- [Data]:
----

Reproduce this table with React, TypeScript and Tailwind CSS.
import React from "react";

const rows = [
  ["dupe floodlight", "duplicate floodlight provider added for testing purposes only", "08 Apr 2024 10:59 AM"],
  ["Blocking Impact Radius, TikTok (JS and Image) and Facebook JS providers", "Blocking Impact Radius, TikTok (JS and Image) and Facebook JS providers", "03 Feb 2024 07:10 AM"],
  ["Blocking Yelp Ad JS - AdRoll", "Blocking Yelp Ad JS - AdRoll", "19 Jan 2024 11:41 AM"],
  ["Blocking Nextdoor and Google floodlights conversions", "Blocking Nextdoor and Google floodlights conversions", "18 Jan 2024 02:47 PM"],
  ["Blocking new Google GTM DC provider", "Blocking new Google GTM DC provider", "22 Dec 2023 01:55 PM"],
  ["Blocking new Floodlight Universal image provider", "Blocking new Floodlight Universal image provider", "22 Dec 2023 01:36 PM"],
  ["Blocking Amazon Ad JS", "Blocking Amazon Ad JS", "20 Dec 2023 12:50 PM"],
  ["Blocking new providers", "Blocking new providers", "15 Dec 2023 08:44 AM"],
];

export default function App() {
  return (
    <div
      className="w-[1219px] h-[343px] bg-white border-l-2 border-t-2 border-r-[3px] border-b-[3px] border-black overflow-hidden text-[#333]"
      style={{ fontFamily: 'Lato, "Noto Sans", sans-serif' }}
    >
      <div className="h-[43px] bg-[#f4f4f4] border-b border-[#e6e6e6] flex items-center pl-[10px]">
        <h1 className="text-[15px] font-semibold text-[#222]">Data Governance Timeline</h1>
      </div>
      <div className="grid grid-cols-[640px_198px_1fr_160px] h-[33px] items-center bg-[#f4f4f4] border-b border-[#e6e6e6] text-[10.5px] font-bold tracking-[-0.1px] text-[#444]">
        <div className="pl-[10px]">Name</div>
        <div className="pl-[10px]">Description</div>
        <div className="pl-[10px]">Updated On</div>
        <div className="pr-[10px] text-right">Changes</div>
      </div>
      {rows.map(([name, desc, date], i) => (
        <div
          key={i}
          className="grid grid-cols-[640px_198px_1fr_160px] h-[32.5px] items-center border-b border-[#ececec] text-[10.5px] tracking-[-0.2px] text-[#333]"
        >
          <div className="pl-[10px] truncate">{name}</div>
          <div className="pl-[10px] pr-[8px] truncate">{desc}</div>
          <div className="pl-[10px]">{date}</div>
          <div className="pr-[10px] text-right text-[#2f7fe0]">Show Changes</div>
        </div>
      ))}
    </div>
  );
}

----

- [Aim of the task]: Write out the material from the first line to the last, exactly.

- [Solved problem]:
Reproduce this table with React, TypeScript and Tailwind CSS.
import React from "react";

const rows = [
  ["dupe floodlight", "duplicate floodlight provider added for testing purposes only", "08 Apr 2024 10:59 AM"],
  ["Blocking Impact Radius, TikTok (JS and Image) and Facebook JS providers", "Blocking Impact Radius, TikTok (JS and Image) and Facebook JS providers", "03 Feb 2024 07:10 AM"],
  ["Blocking Yelp Ad JS - AdRoll", "Blocking Yelp Ad JS - AdRoll", "19 Jan 2024 11:41 AM"],
  ["Blocking Nextdoor and Google floodlights conversions", "Blocking Nextdoor and Google floodlights conversions", "18 Jan 2024 02:47 PM"],
  ["Blocking new Google GTM DC provider", "Blocking new Google GTM DC provider", "22 Dec 2023 01:55 PM"],
  ["Blocking new Floodlight Universal image provider", "Blocking new Floodlight Universal image provider", "22 Dec 2023 01:36 PM"],
  ["Blocking Amazon Ad JS", "Blocking Amazon Ad JS", "20 Dec 2023 12:50 PM"],
  ["Blocking new providers", "Blocking new providers", "15 Dec 2023 08:44 AM"],
];

export default function App() {
  return (
    <div
      className="w-[1219px] h-[343px] bg-white border-l-2 border-t-2 border-r-[3px] border-b-[3px] border-black overflow-hidden text-[#333]"
      style={{ fontFamily: 'Lato, "Noto Sans", sans-serif' }}
    >
      <div className="h-[43px] bg-[#f4f4f4] border-b border-[#e6e6e6] flex items-center pl-[10px]">
        <h1 className="text-[15px] font-semibold text-[#222]">Data Governance Timeline</h1>
      </div>
      <div className="grid grid-cols-[640px_198px_1fr_160px] h-[33px] items-center bg-[#f4f4f4] border-b border-[#e6e6e6] text-[10.5px] font-bold tracking-[-0.1px] text-[#444]">
        <div className="pl-[10px]">Name</div>
        <div className="pl-[10px]">Description</div>
        <div className="pl-[10px]">Updated On</div>
        <div className="pr-[10px] text-right">Changes</div>
      </div>
      {rows.map(([name, desc, date], i) => (
        <div
          key={i}
          className="grid grid-cols-[640px_198px_1fr_160px] h-[32.5px] items-center border-b border-[#ececec] text-[10.5px] tracking-[-0.2px] text-[#333]"
        >
          <div className="pl-[10px] truncate">{name}</div>
          <div className="pl-[10px] pr-[8px] truncate">{desc}</div>
          <div className="pl-[10px]">{date}</div>
          <div className="pr-[10px] text-right text-[#2f7fe0]">Show Changes</div>
        </div>
      ))}
    </div>
  );
}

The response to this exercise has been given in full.